Single by Roy Harper

from the album HQ
- B-side: "Hallucinating Light" (Live)
- Released: 2 May 1975
- Recorded: March 1975
- Studio: Abbey Road Studios, London
- Length: 7:13
- Label: Harvest Records
- Songwriter: Roy Harper
- Producer: Peter Jenner

Roy Harper singles chronology
| "Home (Live)" / "Home (Studio)" (1974) | "When an Old Cricketer Leaves the Crease" (1975) | "Grown-Ups Are Just Silly Children" / "Referendum (Legend)" (1975) |

Official audio
- "When an Old Cricketer Leaves the Crease" (Remastered) on YouTube

= When an Old Cricketer Leaves the Crease =

"When an Old Cricketer Leaves the Crease" is a track on the Roy Harper album HQ, a prominent example of cricket poetry. Released as a single twice, in 1975 and 1978, it is possibly Harper's best-known song. The song captures the atmosphere of a village cricket match and is an elegy to the game as played during Harper's youth. It features Harper's 12-string acoustic guitar, and is backed by the Grimethorpe Colliery Band.

==Background ==
On his website Harper talks of the track as being one of the highlights of his HQ album:

My childhood memories of the heroic stature of the footballers and cricketers of the day invoke the sounds that went along with them. Paramount among these was the traditional Northern English brass band, which was a functional social component through all four seasons, being seen and heard in many different contexts. My use of that style of music on 'Old Cricketer' is a tribute to those distant memories.

==Use as epitaph==
An elegiac song, the last on the album, Harper uses the game of cricket as an metaphor for death, in its nostalgic sense for what has passed. This is underlined as the Grimethorpe Colliery Band who enter after two minutes, arranged by David Bedford. British DJ John Peel made an agreement with his producer, John Walters, that in the event of Peel's death, Walters would play the song on air. Walters died in 2001, three years before Peel, so the request could not be fulfilled. Peel, however, played it at the end of his own show when he announced the news of Walters' death, and the song was played by fellow DJ Andy Kershaw at the end of his tribute to Peel on BBC Radio 3, broadcast on 31 October 2004.

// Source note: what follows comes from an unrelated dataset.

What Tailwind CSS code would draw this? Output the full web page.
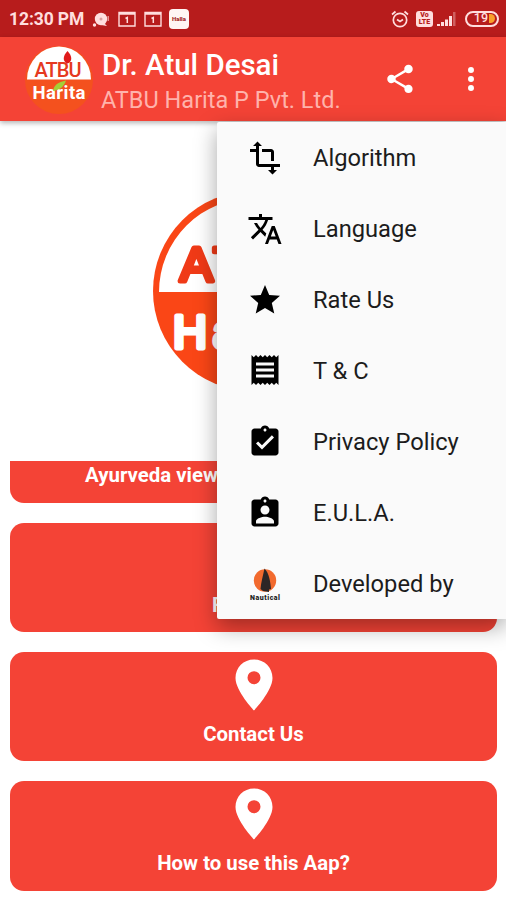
<!DOCTYPE html>
<html lang="en">
  <head>
    <meta charset="UTF-8" />
    <meta name="viewport" content="width=device-width, initial-scale=1.0" />
    <title>ATBU Harita</title>
    <script src="https://cdn.jsdelivr.net/npm/@tailwindcss/browser@4"></script>
  </head>
  <body class="bg-white font-['Roboto',sans-serif]">
    <div class="relative flex h-[900px] w-[506px] flex-col overflow-hidden bg-white">
      <!-- Status bar -->
      <div class="flex h-[37px] shrink-0 items-center bg-[#b71c1c] pt-[2px] pl-[9px] pr-[7px] text-[#ffdede]">
        <span class="w-[83px] whitespace-nowrap text-[17.500px] font-bold tracking-[-0.100px]">12:30 PM</span>
        <svg class="h-4 w-[18px]" viewBox="0 0 18 16" fill="currentColor">
          <circle cx="9" cy="7" r="6.200" />
          <circle cx="2.500" cy="13" r="1.700" />
          <path d="M11 10l4 4-6-1z" />
          <path d="M15.500 4h1.500v5h-1.500z" opacity=".6" />
          <circle cx="9" cy="7" r="1.500" fill="#dba0a0" />
        </svg>
        <svg class="ml-[8px] h-4 w-[18px] -translate-y-px" viewBox="0 0 18 16" fill="none" stroke="currentColor">
          <path d="M1 1.500h16v13.500H1z" stroke-width="1.400" />
          <path d="M1 2.500h16" stroke-width="2.500" />
          <path d="M7.500 7.500L9.300 6.500v5.500" stroke-width="1.500" />
        </svg>
        <svg class="ml-[8px] h-4 w-[18px] -translate-y-px" viewBox="0 0 18 16" fill="none" stroke="currentColor">
          <path d="M1 1.500h16v13.500H1z" stroke-width="1.400" />
          <path d="M1 2.500h16" stroke-width="2.500" />
          <path d="M7.500 7.500L9.300 6.500v5.500" stroke-width="1.500" />
        </svg>
        <div class="ml-[7px] flex h-5 w-5 -translate-y-px items-center justify-center rounded-[4px] bg-[#fff6f4] text-[6px] font-black text-[#a32b2b]">Halla</div>
        <svg class="ml-auto h-[18px] w-[18px] -translate-y-px" viewBox="0 0 18 18" fill="none" stroke="currentColor" stroke-width="1.700">
          <circle cx="9" cy="10" r="6.700" />
          <path d="M1 4.500L4.500 1.500M17 4.500L13.500 1.500M6 9.500l3 2 3-2" />
        </svg>
        <div class="ml-[7px] flex h-4 w-[17px] -translate-y-px flex-col items-center justify-center rounded-[3px] bg-[#ffdede] text-[7px] leading-[7px] font-black text-[#b71c1c]">
          <span>Vo</span><span>LTE</span>
        </div>
        <svg class="ml-[4px] h-4 w-[20px] -translate-y-px" viewBox="0 0 20 16" fill="currentColor">
          <path d="M0 13h3v2H0zM4 11h3v4H4zM8 8.500h3V15H8zM12 5h3v10h-3z" />
          <path d="M16 1h2.500v14H16z" opacity=".35" />
        </svg>
        <div class="ml-[8px] flex h-4 w-[34px] -translate-y-px items-center justify-end rounded-full border-2 border-[#ffdede] pr-[2px] text-[12.500px] leading-none font-medium">
          19<span class="ml-px h-[9px] w-[6px] rounded-r-full bg-[#f9a02b]"></span>
        </div>
      </div>

      <!-- App bar -->
      <div class="z-10 flex h-[84px] shrink-0 items-center bg-[#f44336] pl-[25px] shadow-[0_2px_5px_rgba(0,0,0,0.3)]">
        <svg class="h-[70px] w-[68px] shrink-0" viewBox="0 0 68 70">
          <circle cx="34" cy="36" r="34" fill="#f4511e" />
          <path d="M2 35.500a32 33 0 0 1 64 0z" fill="#fff" />
          <text x="33" y="33" text-anchor="middle" font-family="Roboto" font-size="20" font-weight="500" fill="#e53920" textLength="47">ATBU</text>
          <path d="M42.500 7c5 5 5 11 0 12.500c-5-1.500-5-7.500 0-12.500z" fill="#e01b1b" />
          <text x="34" y="54.500" text-anchor="middle" font-family="Roboto" font-size="18.500" font-weight="700" fill="#fff" textLength="53">Harita</text>
          <path d="M28 47c1-6 5-9 13-10.500c-2 6-6 9.500-13 10.500z" fill="#a4d037" />
        </svg>
        <div class="ml-[8px] flex w-[285px] shrink-0 flex-col pt-[8px] whitespace-nowrap">
          <span class="pl-px text-[29.500px] leading-[34px] font-medium tracking-[-0.020px] text-white">Dr. Atul Desai</span>
          <span class="text-[23.500px] leading-[36px] text-[#ffb3ac]">ATBU Harita P Pvt. Ltd.</span>
        </div>
        <svg class="h-[34px] w-[34px] shrink-0 -translate-x-[3px]" viewBox="0 0 24 24" fill="#fff">
          <path d="M18 16.080c-.76 0-1.440.3-1.960.77L8.910 12.700c.05-.23.09-.46.09-.7s-.04-.47-.09-.7l7.050-4.110c.54.5 1.250.81 2.040.81 1.660 0 3-1.340 3-3s-1.340-3-3-3-3 1.340-3 3c0 .24.04.47.09.7L8.040 9.810C7.500 9.310 6.790 9 6 9c-1.660 0-3 1.340-3 3s1.340 3 3 3c.79 0 1.500-.31 2.040-.81l7.120 4.160c-.05.21-.08.43-.08.65 0 1.610 1.310 2.920 2.920 2.920s2.920-1.310 2.920-2.920-1.310-2.920-2.920-2.920z" />
        </svg>
        <svg class="ml-[34px] h-[34px] w-[34px] shrink-0" viewBox="0 0 24 24" fill="#fff">
          <circle cx="12" cy="5.700" r="2.100" /><circle cx="12" cy="12" r="2.100" /><circle cx="12" cy="18.300" r="2.100" />
        </svg>
      </div>

      <!-- Page content -->
      <div class="flex h-[340px] shrink-0 justify-center pt-[70px]">
        <svg class="h-[200px] w-[200px]" viewBox="0 0 200 200">
          <circle cx="100" cy="100" r="100" fill="#fa4616" />
          <path d="M6 101a94 94 0 0 1 188 0z" fill="#fff" />
          <text x="27" y="90" font-family="Liberation Sans" font-size="49" fill="#f03a17" stroke="#f03a17" stroke-width="5" stroke-linejoin="round" textLength="140">ATBU</text>
          <text x="20" y="156.500" font-family="Liberation Sans" font-size="47" fill="#fff" stroke="#fff" stroke-width="5" stroke-linejoin="round" textLength="155">Harita</text>
        </svg>
      </div>
      <div class="flex flex-col gap-5 pr-[9px] pl-[10px] text-center text-[20.400px] font-bold text-white">
        <div class="h-[41.500px] rounded-b-[14px] bg-[#f44336] pt-[2px] pl-[75px] text-left leading-[24px] whitespace-nowrap">Ayurveda view</div>
        <div class="h-[109.500px] rounded-[14px] bg-[#f44336] pt-[70px] pl-[202px] text-left leading-[24px]">FAQ</div>
        <div class="flex h-[109px] flex-col items-center rounded-[14px] bg-[#f44336] pt-[7px]">
          <svg class="h-[52px] w-[38px]" viewBox="0 0 38 52" fill="#fff">
            <path fill-rule="evenodd" d="M19 0.500C8.500 0.500 .500 8.500 .500 19C.500 32 19 51.500 19 51.500S37.500 32 37.500 19C37.500 8.500 29.500 .500 19 .500zM19 12.200a6.500 6.500 0 1 1 0 13a6.500 6.500 0 0 1 0-13z" />
          </svg>
          <span class="mt-[11px] leading-[24px]">Contact Us</span>
        </div>
        <div class="flex h-[110px] flex-col items-center rounded-[14px] bg-[#f44336] pt-[7px]">
          <svg class="h-[52px] w-[38px]" viewBox="0 0 38 52" fill="#fff">
            <path fill-rule="evenodd" d="M19 0.500C8.500 0.500 .500 8.500 .500 19C.500 32 19 51.500 19 51.500S37.500 32 37.500 19C37.500 8.500 29.500 .500 19 .500zM19 12.200a6.500 6.500 0 1 1 0 13a6.500 6.500 0 0 1 0-13z" />
          </svg>
          <span class="mt-[11px] leading-[24px]">How to use this Aap?</span>
        </div>
      </div>

      <!-- Overflow menu -->
      <div class="absolute top-[122px] right-0 z-20 h-[497px] w-[289px] rounded-l-[2px] bg-[#fafafa] text-[23.700px] text-[#1c1c1c] shadow-[0_8px_22px_rgba(0,0,0,0.35)]">
        <div class="flex h-[71px] items-center pl-[30px]">
          <svg class="mr-[30px] h-9 w-9" viewBox="0 0 24 24" fill="#000">
            <path d="M22 18v-2H8V4h2L7 1 4 4h2v2H2v2h4v8c0 1.100.9 2 2 2h8v2h-2l3 3 3-3h-2v-2h4zM10 8h6v6h2V8c0-1.100-.9-2-2-2h-6v2z" />
          </svg>
          <span class="pt-[2px]">Algorithm</span>
        </div>
        <div class="flex h-[71px] items-center pl-[30px]">
          <svg class="mr-[30px] h-9 w-9" viewBox="0 0 24 24" fill="#000">
            <path d="M12.870 15.070l-2.540-2.510.03-.03c1.740-1.940 2.980-4.170 3.710-6.530H17V4h-7V2H8v2H1v1.990h11.170C11.500 7.920 10.440 9.750 9 11.350 8.070 10.320 7.300 9.190 6.690 8h-2c.73 1.630 1.730 3.170 2.980 4.560l-5.090 5.020L4 19l5-5 3.110 3.110.76-2.040zM18.500 10h-2L12 22h2l1.120-3h4.750L21 22h2l-4.500-12zm-2.620 7l1.620-4.330L19.120 17h-3.240z" />
          </svg>
          <span class="pt-[2px]">Language</span>
        </div>
        <div class="flex h-[71px] items-center pl-[30px]">
          <svg class="mr-[30px] h-9 w-9" viewBox="0 0 24 24" fill="#000">
            <path d="M12 17.270L18.180 21l-1.640-7.030L22 9.240l-7.190-.61L12 2 9.190 8.630 2 9.240l5.460 4.730L5.820 21z" />
          </svg>
          <span class="pt-[2px]">Rate Us</span>
        </div>
        <div class="flex h-[71px] items-center pl-[30px]">
          <svg class="mr-[30px] h-9 w-9 -translate-y-px" viewBox="0 0 24 24" fill="#000">
            <path d="M18 17H6v-2h12v2zm0-4H6v-2h12v2zm0-4H6V7h12v2zM3 22l1.500-1.500L6 22l1.500-1.500L9 22l1.500-1.500L12 22l1.500-1.500L15 22l1.500-1.500L18 22l1.500-1.500L21 22V2l-1.500 1.500L18 2l-1.500 1.500L15 2l-1.500 1.500L12 2l-1.500 1.500L9 2 7.500 3.500 6 2 4.500 3.500 3 2v20z" />
          </svg>
          <span class="pt-[2px]">T &amp; C</span>
        </div>
        <div class="flex h-[71px] items-center pl-[30px]">
          <svg class="mr-[30px] h-9 w-9" viewBox="0 0 24 24" fill="#000">
            <path d="M19 3h-4.180C14.400 1.840 13.300 1 12 1c-1.300 0-2.400.84-2.820 2H5c-1.100 0-2 .9-2 2v14c0 1.100.9 2 2 2h14c1.100 0 2-.9 2-2V5c0-1.100-.9-2-2-2zm-7 0c.55 0 1 .45 1 1s-.45 1-1 1-1-.45-1-1 .45-1 1-1zm-2 14l-4-4 1.410-1.410L10 14.170l6.590-6.590L18 9l-8 8z" />
          </svg>
          <span class="pt-[2px]">Privacy Policy</span>
        </div>
        <div class="flex h-[71px] items-center pl-[30px]">
          <svg class="mr-[30px] h-9 w-9" viewBox="0 0 24 24" fill="#000">
            <path d="M19 3h-4.180C14.400 1.840 13.300 1 12 1c-1.300 0-2.400.84-2.820 2H5c-1.100 0-2 .9-2 2v14c0 1.100.9 2 2 2h14c1.100 0 2-.9 2-2V5c0-1.100-.9-2-2-2zm-7 0c.55 0 1 .45 1 1s-.45 1-1 1-1-.45-1-1 .45-1 1-1zm0 4c1.660 0 3 1.340 3 3s-1.340 3-3 3-3-1.340-3-3 1.340-3 3-3zm6 12H6v-1.400c0-2 4-3.100 6-3.100s6 1.100 6 3.100V19z" />
          </svg>
          <span class="pt-[2px]">E.U.L.A.</span>
        </div>
        <div class="flex h-[71px] items-center pl-[30px]">
          <svg class="mr-[30px] h-9 w-9" viewBox="0 0 36 36">
            <circle cx="18" cy="14.500" r="11.200" fill="#f26a2e" />
            <path d="M17.500 2.500c-1.500 7-3.500 14-4 20.500l2.500 2 6 1v-2.500l2-.5c-.5-7-2-16-6.500-20.500z" fill="#2c2626" />
            <text x="18" y="33.500" text-anchor="middle" font-family="Roboto" font-size="7" font-weight="900" fill="#222" textLength="30">Nautical</text>
          </svg>
          <span class="pt-[2px]">Developed by</span>
        </div>
      </div>
    </div>
  </body>
</html>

Peel's stand-in on his BBC Radio 1 slot, Rob da Bank, also played the song at the start of the final show before Peel's funeral.

The song mentions two England cricketers in its lyrics – "And it could be Geoff and it could be John" refers to Geoffrey Boycott and John Snow. The song is dedicated to both of them.

==Track listing==
1. "When an Old Cricketer Leaves the Crease" – 7:13
2. "Hallucinating Light" (Live)

==Cover versions==
The song was covered by Cantabile - The London Quartet as an a cappella track on their album for Signum Classics:- Songs of Cricket.